In this question-and-answer feature, we speak to Dr. Hassan Sajjad, a senior scientist at Hamad Bin Khalifa University’s (HBKU)’s Qatar Computing Research Institute (QCRI) and one of the founders of Shaheen, a machine translation system that recently achieved a significant milestone of 1 billion translated words.
Shaheen, which is the QCRI Arabic Language Team’s Machine Translation (MT) project, started as a major endeavor and a key platform for the research group. While statistical approaches were more dominant in the beginning, in the last few years, technology advancements have shifted toward Deep Learning methods, and we sought to apply that as we created Shaheen.
In the first phase, we developed a state-of-the-art machine translation system for the conversion of Modern Standard Arabic to and from English. With the advent of social media, dialectal Arabic became a de facto language for communication and especially for informal conversations, such as those we see on Twitter and Facebook. Translation systems that are optimized for Modern Standard Arabic cannot work well with dialects. In the current phase of the project, we have achieved a major milestone by developing an Arabic translation system that can translate most of the dialects, as well as standard Arabic, to English, effectively.
Shaheen uses a transformer-based sequence-to-sequence model with hierarchical fine-tuning to adapt our Modern Standard Arabic-English translation system towards dialectal Arabic translation. This hierarchical fine-tuning enables the successful adaptation of a general translation system towards learning various variations of a language in a single system which are different varieties of dialects and their genre in our case.
Nowadays, the world is interconnected and the need for information accessibility is more apparent than ever. The volume of information produced and disseminated via social media outlets is much larger than traditional information venues such as newspapers, television, and others. Due to the informal nature of social media conversations, dialectal Arabic remains to be the most common form of communication.
Automated translation enables many other technologies and facilitates tasks that are related to information extraction, analysis and understanding. In addition, it eases communication by bridging the language barrier. It can also directly impact the economy, healthcare system, political sphere, and more. For example, the FIFA World Cup 2022 will be attracting people from all parts of the world. A translation tool that can effectively translate between dialectal Arabic and English can be regarded as an essential tool of communication.

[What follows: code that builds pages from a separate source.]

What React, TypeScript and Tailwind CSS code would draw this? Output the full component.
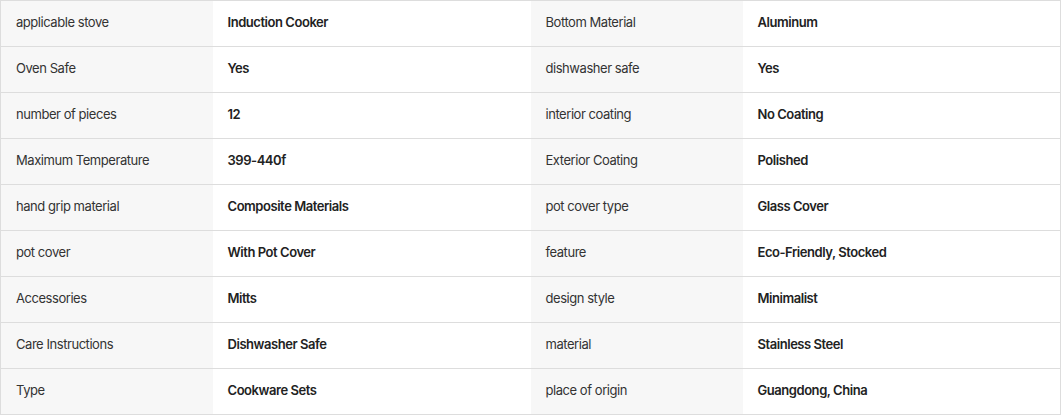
const rows: [string, string, string, string][] = [
  ["applicable stove", "Induction Cooker", "Bottom Material", "Aluminum"],
  ["Oven Safe", "Yes", "dishwasher safe", "Yes"],
  ["number of pieces", "12", "interior coating", "No Coating"],
  ["Maximum Temperature", "399-440f", "Exterior Coating", "Polished"],
  ["hand grip material", "Composite Materials", "pot cover type", "Glass Cover"],
  ["pot cover", "With Pot Cover", "feature", "Eco-Friendly, Stocked"],
  ["Accessories", "Mitts", "design style", "Minimalist"],
  ["Care Instructions", "Dishwasher Safe", "material", "Stainless Steel"],
  ["Type", "Cookware Sets", "place of origin", "Guangdong, China"],
];

export default function App() {
  return (
    <div className="w-[1061px] bg-white font-['Inter',sans-serif] text-[13px] tracking-[-0.45px]">
      <table className="w-full table-fixed border-collapse border border-[#dddddd]">
        <colgroup>
          <col className="w-[20%]" />
          <col className="w-[30%]" />
          <col className="w-[20%]" />
          <col className="w-[30%]" />
        </colgroup>
        <tbody>
          {rows.map((r) => (
            <tr key={r[0]} className="h-[46px] border-b border-[#dddddd]">
              <td className="bg-[#f7f7f7] px-[15px] pb-[2px] text-[#333333]">{r[0]}</td>
              <td className="px-[15px] pb-[2px] font-semibold text-[#222222]">{r[1]}</td>
              <td className="bg-[#f7f7f7] px-[15px] pb-[2px] text-[#333333]">{r[2]}</td>
              <td className="px-[15px] pb-[2px] font-semibold text-[#222222]">{r[3]}</td>
            </tr>
          ))}
        </tbody>
      </table>
    </div>
  );
}
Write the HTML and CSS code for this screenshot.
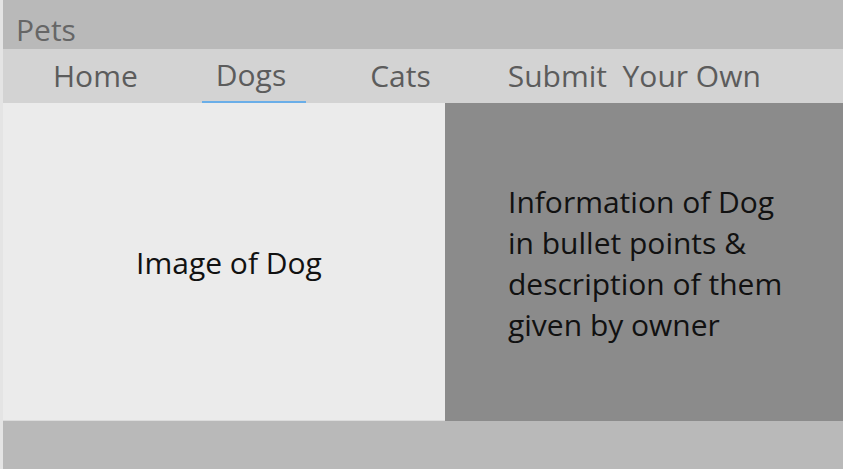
FILE: index.html
```html
<!DOCTYPE html>
<html>
<head>
<meta charset="utf-8">
<link rel="stylesheet" href="styles.css">
</head>
<body>
<div class="page">
  <header class="topbar"><span class="brand">Pets</span></header>
  <nav class="nav">
    <a class="tab">Home</a>
    <a class="tab active">Dogs</a>
    <a class="tab tab-cats">Cats</a>
    <a class="tab">Submit&nbsp; Your Own</a>
  </nav>
  <main class="content">
    <section class="image-panel">Image of Dog</section>
    <section class="info-panel"><p class="info">Information of Dog<br>in bullet points &amp;<br>description of them<br>given by owner</p></section>
  </main>
  <footer class="footer"></footer>
</div>
</body>
</html>
```
FILE: styles.css
```css
html, body {
  margin: 0;
  padding: 0;
  height: 100%;
}
body {
  background: #e4e4e4;
  font-family: "Open Sans", "Liberation Sans", sans-serif;
  padding-left: 3px;
  box-sizing: border-box;
}
.page {
  display: flex;
  flex-direction: column;
  height: 469px;
}
.topbar {
  height: 49px;
  background: #b9b9b9;
  display: flex;
  align-items: flex-end;
  padding-left: 13px;
  box-sizing: border-box;
}
.brand {
  font-size: 30px;
  color: #666;
  line-height: 40px;
  margin-bottom: -1px;
}
.nav {
  height: 54px;
  background: #d3d3d3;
  display: flex;
  padding-left: 34px;
  gap: 48px;
  box-sizing: border-box;
}
.tab {
  font-size: 30px;
  color: #5c5c5c;
  padding: 0 16px;
  line-height: 54px;
  height: 54px;
  box-sizing: border-box;
  white-space: nowrap;
}
.tab.active {
  border-bottom: 2px solid #6aaee8;
  padding: 0 20px 0 14px;
  line-height: 52px;
}
.tab-cats {
  padding-right: 13px;
}
.content {
  display: flex;
  height: 318px;
}
.image-panel {
  width: 442px;
  background: #ebebeb;
  border-bottom: 1px solid #dcdcdc;
  display: flex;
  align-items: center;
  justify-content: center;
  font-size: 30px;
  color: #111;
  padding-left: 10px;
  padding-top: 2px;
  box-sizing: border-box;
}
.info-panel {
  flex: 1;
  background: #8b8b8b;
  display: flex;
  align-items: center;
  padding-left: 63px;
  padding-top: 2px;
  box-sizing: border-box;
}
.info {
  margin: 0;
  font-size: 30px;
  line-height: 41px;
  color: #111;
}
.footer {
  flex: 1;
  background: #b9b9b9;
}
```
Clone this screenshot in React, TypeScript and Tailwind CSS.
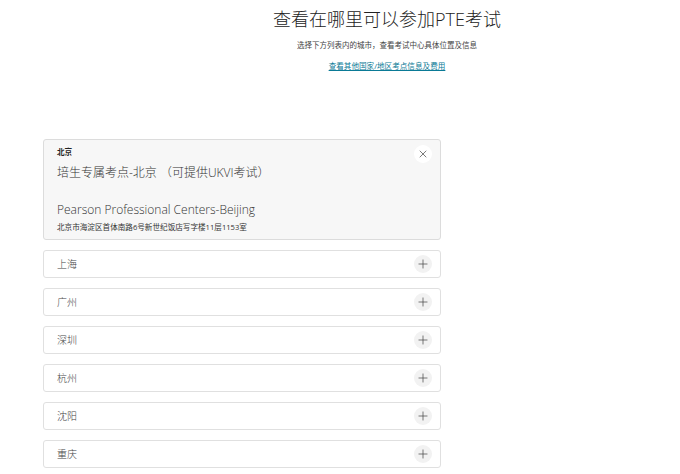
import { Plus, X } from "lucide-react";

const cities = ["上海", "广州", "深圳", "杭州", "沈阳", "重庆"];

export default function App() {
  return (
    <div className="w-[680px] h-[474px] overflow-hidden bg-white font-['Open_Sans','Noto_Sans_CJK_SC',sans-serif] text-[#333]">
      <div className="ml-[94px] flex flex-col items-center pt-[7px]">
        <h1 className="text-[18px] leading-[24px] text-[#222] font-light">查看在哪里可以参加PTE考试</h1>
        <p className="mt-[8px] text-[7.5px] leading-[12px] text-[#444]">选择下方列表内的城市，查看考试中心具体位置及信息</p>
        <a className="mt-[9px] text-[7.6px] leading-[12px] text-[#0a7a96] underline">查看其他国家/地区考点信息及费用</a>
      </div>

      <div className="ml-[43px] mt-[67px] w-[398px] flex flex-col gap-[10px]">
        <div className="h-[101px] rounded-[3px] border border-[#dcdcdc] bg-[#f7f7f7] px-[13px] pt-[6px] relative">
          <div className="text-[7.6px] leading-[12px] font-bold text-[#222]">北京</div>
          <div className="mt-[6px] text-[12px] leading-[18px] font-light text-[#333]">培生专属考点-北京 （可提供UKVI考试）</div>
          <div className="mt-[19px] text-[12px] leading-[18px] font-light text-[#333]">Pearson Professional Centers-Beijing</div>
          <div className="mt-[2px] text-[7.6px] leading-[12px] text-[#333]">北京市海淀区首体南路6号新世纪饭店写字楼11层1153室</div>
          <div className="absolute right-[8px] top-[5px] w-[18px] h-[18px] rounded-full bg-white flex items-center justify-center">
            <X size={12} strokeWidth={1.3} color="#333" />
          </div>
        </div>
        {cities.map((c) => (
          <div key={c} className="h-[28px] rounded-[3px] border border-[#e0e0e0] bg-white px-[13px] flex items-center justify-between">
            <span className="text-[10px] font-light text-[#444]">{c}</span>
            <span className="w-[18px] h-[18px] -mr-[5px] rounded-full bg-[#f2f2f2] flex items-center justify-center">
              <Plus size={14} strokeWidth={1.2} color="#444" />
            </span>
          </div>
        ))}
      </div>
    </div>
  );
}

While a lot of work has been done to support Modern Standard Arabic-to-English machine translation (MT), little effort has been exerted to translate Arabic dialects into English. The systems designed for MSA cannot translate dialects well, and it is essential that we enrich our systems to explicitly handle the translation of Arabic dialects.
Shaheen provides a one-size-fits-all solution that works for a large number of Arabic dialects and genres, an aspect seldom seen with competing translation platforms. In an extensive human evaluation of four dialects (Nile, Gulf, Levantine and Maghrebi), Shaheen outperformed popular online systems in terms of the Nile, Gulf and Levantine dialects. Work remains to be under progress with the Maghrebi dialect, which requires large-scale pooling of dialectical data.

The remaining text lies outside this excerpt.